* _Given data_
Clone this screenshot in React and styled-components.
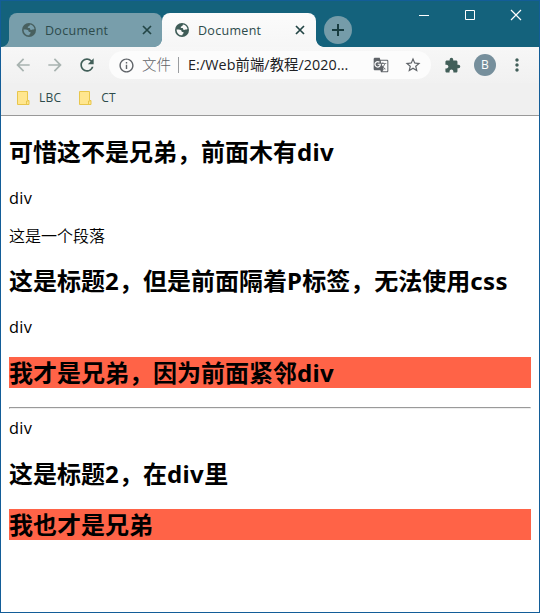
import React from "react";
import styled, { createGlobalStyle } from "styled-components";
import {
  MdArrowBack,
  MdArrowForward,
  MdRefresh,
  MdInfoOutline,
  MdGTranslate,
  MdStarBorder,
  MdExtension,
  MdMoreVert,
} from "react-icons/md";

const ink = "#425f59";

const GlobalStyle = createGlobalStyle`
  * { box-sizing: border-box; }
  html, body { margin: 0; padding: 0; }
  body {
    font-family: "Open Sans", "Noto Sans CJK SC", sans-serif;
    overflow: hidden;
  }
  svg { display: block; flex: none; }
`;

const Window = styled.div`
  width: 540px;
  height: 613px;
  border: 1px solid #135d98;
  display: flex;
  flex-direction: column;
  background: #fff;
`;

const TitleBar = styled.header`
  height: 46px;
  flex: none;
  display: flex;
  align-items: flex-end;
  padding-left: 8px;
  background: #14627c;
`;

const Tab = styled.div`
  position: relative;
  z-index: ${(p) => (p.$active ? 1 : 0)};
  width: ${(p) => (p.$active ? 154 : 153)}px;
  height: 34px;
  display: flex;
  align-items: center;
  padding: 0 ${(p) => (p.$active ? 10 : 9)}px 0 12px;
  border-radius: ${(p) => (p.$active ? "8px 8px 0 0" : "8px 8px 8px 0")};
  background: ${(p) => (p.$active ? "linear-gradient(#fbfbfb, #f6f6f6)" : "#789eab")};
  color: #2d4b4b;

  &::before,
  &::after {
    content: "";
    position: absolute;
    bottom: 0;
    width: 8px;
    height: 8px;
  }
  &::before {
    left: -8px;
    display: ${(p) => (p.$active ? "none" : "block")};
    background: radial-gradient(circle at 0 0, transparent 7.5px, #789eab 8.2px);
  }
  &::after {
    right: -8px;
    display: ${(p) => (p.$active ? "block" : "none")};
    background: radial-gradient(circle at 100% 0, transparent 7.5px, #f6f6f6 8.2px);
  }
`;

const TabSeam = styled.div`
  width: 8px;
  height: 8px;
  margin-left: -8px;
  background: radial-gradient(circle at 0 0, transparent 7.5px, #f6f6f6 8.2px);
  position: relative;
`;

const TabTitle = styled.span`
  flex: 1;
  margin-left: 8px;
  font-size: 12.5px;
  letter-spacing: 0.3px;
  line-height: 18px;
  padding-top: 1px;
`;

const NewTab = styled.div`
  width: 28px;
  height: 28px;
  margin: 0 0 3px 8px;
  border-radius: 50%;
  display: flex;
  align-items: center;
  justify-content: center;
  background: #759ca9;
`;

const WindowControls = styled.div`
  align-self: flex-start;
  display: flex;
  gap: 34px;
  margin: 8px 17px 0 auto;
`;

const Toolbar = styled.div`
  height: 36px;
  flex: none;
  display: flex;
  align-items: center;
  padding: 0 12px;
  background: linear-gradient(#f7f7f7, #f1f1f1);
  color: ${ink};
`;

const NavButtons = styled.nav`
  display: flex;
  gap: 12px;
  width: 96px;
  flex: none;
`;

const DimIcon = styled.span`
  color: #a8b3b0;
`;

const AddressBar = styled.div`
  width: 322px;
  height: 28px;
  border-radius: 14px;
  display: flex;
  align-items: center;
  padding: 0 9px;
  background: #fcfcfc;
  color: #5f6368;
`;

const Scheme = styled.span`
  margin-left: 7px;
  padding-right: 7px;
  border-right: 1px solid #9a9da0;
  font-size: 14.5px;
  font-weight: 300;
  line-height: 16px;
`;

const Url = styled.span`
  flex: 1;
  margin-left: 9px;
  font-size: 14.3px;
  letter-spacing: 0.1px;
  line-height: 20px;
  white-space: nowrap;
  color: #202124;
`;

const AddressActions = styled.div`
  display: flex;
  align-items: center;
  gap: 15px;
`;

const ToolbarActions = styled.div`
  display: flex;
  align-items: center;
  margin-left: 13px;
`;

const Avatar = styled.span`
  width: 22px;
  height: 22px;
  margin: 0 11px 0 13px;
  border-radius: 50%;
  background: #768f9c;
  color: #fff;
  font-size: 12px;
  line-height: 22px;
  text-align: center;
`;

const BookmarksBar = styled.div`
  height: 33px;
  flex: none;
  display: flex;
  padding: 5px 0 0 16px;
  gap: 18px;
  background: #f0f0f0;
  border-bottom: 1px solid #999;
`;

const Bookmark = styled.div`
  height: 20px;
  display: flex;
  align-items: center;
  gap: 9px;
  font-size: 12px;
  letter-spacing: 0.2px;
  line-height: 20px;
  color: #2d4b4b;
`;

const Page = styled.main`
  padding: 0 8px;
  color: #000;
  font-size: 16px;
  line-height: 21px;
`;

const Heading = styled.h2`
  margin: 19.92px 0;
  height: 31px;
  font-family: "Noto Sans", "Noto Sans CJK SC", sans-serif;
  font-size: 24px;
  font-weight: 700;
  line-height: 31px;
  white-space: nowrap;
  background: ${(p) => (p.$sibling ? "tomato" : "transparent")};
`;

const Latin = styled.span`
  letter-spacing: 0.35px;
`;

const Block = styled.div``;

const Line = styled.div`
  height: 21px;
  line-height: 23px;
  font-size: 16.3px;
  letter-spacing: 0.3px;
`;

const Paragraph = styled.p`
  margin: 16px 0;
  height: 21px;
  line-height: 23px;
  font-family: "Noto Sans CJK SC", sans-serif;
  font-weight: 350;
`;

const Rule = styled.hr`
  margin: 8px 0;
  height: 2px;
  border: 1px solid;
  border-color: #9a9a9a #eee #eee #9a9a9a;
`;

const GlobeGlyph = ({ color, land }) => (
  <svg width="16" height="16" viewBox="0 0 16 16">
    <circle cx="8" cy="8" r="7" fill={color} />
    <path
      d="M2.600 7.500c1.800-.2 3.600-.1 4.500.7.700.7.200 1.500 1.200 1.700 1 .1 1.500.4 1.300 1.200-.2.700-1.200.8-1.200 2.200-2.900.3-5.800-2-5.800-5.800z"
      fill={land}
    />
    <path
      d="M9 2.500c2.500.4 4.200 2.300 4.500 4.600-.9.700-1.400.1-2.100.4-.7.400-1.200.8-1.900.3-.7-.5-.2-1.400-1-1.700-.8-.2-1.700.1-1.800-.8 0-.8 1-1 1.500-1.200.6-.3.300-1 .8-1.600z"
      fill={land}
    />
  </svg>
);

const CloseGlyph = () => (
  <svg width="12" height="12" viewBox="0 0 12 12">
    <path d="M2 2L10 10M10 2L2 10" stroke="#234545" strokeWidth="1.7" />
  </svg>
);

const FolderGlyph = () => (
  <svg width="13" height="16" viewBox="0 0 13 16">
    <path d="M.5 1.500h10v9h1.500v4H.5z" fill="#ffe68f" stroke="#e8c64c" />
    <path d="M9.500 14.500v-3.500h2" fill="none" stroke="#e8c64c" />
  </svg>
);

const BrowserTab = ({ active }) => (
  <Tab $active={active}>
    <GlobeGlyph color={active ? "#3f5c57" : "#48605f"} land={active ? "#f8f8f8" : "#789eab"} />
    <TabTitle>Document</TabTitle>
    <CloseGlyph />
  </Tab>
);

export default function App() {
  return (
    <>
      <GlobalStyle />
      <Window>
        <TitleBar>
          <BrowserTab />
          <TabSeam />
          <BrowserTab active />
          <NewTab>
            <svg width="12" height="12" viewBox="0 0 12 12">
              <path d="M6 0v12M0 6h12" stroke="#183c40" strokeWidth="2" />
            </svg>
          </NewTab>
          <WindowControls>
            <svg width="12" height="12" viewBox="0 0 12 12">
              <path d="M1 6.500h10" stroke="#fff" />
            </svg>
            <svg width="12" height="12" viewBox="0 0 12 12">
              <path d="M1.500 1.500h9v9h-9z" fill="none" stroke="#fff" />
            </svg>
            <svg width="12" height="12" viewBox="0 0 12 12">
              <path d="M1 1l10 10M11 1L1 11" stroke="#fff" strokeWidth="1.200" />
            </svg>
          </WindowControls>
        </TitleBar>
        <Toolbar>
          <NavButtons>
            <DimIcon><MdArrowBack size={20} /></DimIcon>
            <DimIcon><MdArrowForward size={20} /></DimIcon>
            <MdRefresh size={20} />
          </NavButtons>
          <AddressBar>
            <MdInfoOutline size={17} />
            <Scheme>文件</Scheme>
            <Url>E:/Web前端/教程/2020...</Url>
            <AddressActions>
              <MdGTranslate size={16} />
              <MdStarBorder size={18} />
            </AddressActions>
          </AddressBar>
          <ToolbarActions>
            <MdExtension size={17} />
            <Avatar>B</Avatar>
            <MdMoreVert size={20} />
          </ToolbarActions>
        </Toolbar>
        <BookmarksBar>
          <Bookmark><FolderGlyph />LBC</Bookmark>
          <Bookmark><FolderGlyph />CT</Bookmark>
        </BookmarksBar>
        <Page>
          <Heading>可惜这不是兄弟，前面木有<Latin>div</Latin></Heading>
          <Line>div</Line>
          <Paragraph>这是一个段落</Paragraph>
          <Heading>这是标题<Latin>2</Latin>，但是前面隔着<Latin>P</Latin>标签，无法使用<Latin>css</Latin></Heading>
          <Line>div</Line>
          <Heading $sibling>我才是兄弟，因为前面紧邻<Latin>div</Latin></Heading>
          <Rule />
          <Block>
            <Line>div</Line>
            <Heading>这是标题<Latin>2</Latin>，在<Latin>div</Latin>里</Heading>
          </Block>
          <Heading $sibling>我也才是兄弟</Heading>
        </Page>
      </Window>
    </>
  );
}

* _What the task requires_
Gather all the lines that include the word "components" and copy them out.

* _Exercise response_
Clone this screenshot in React and styled-components.
import styled, { createGlobalStyle } from "styled-components";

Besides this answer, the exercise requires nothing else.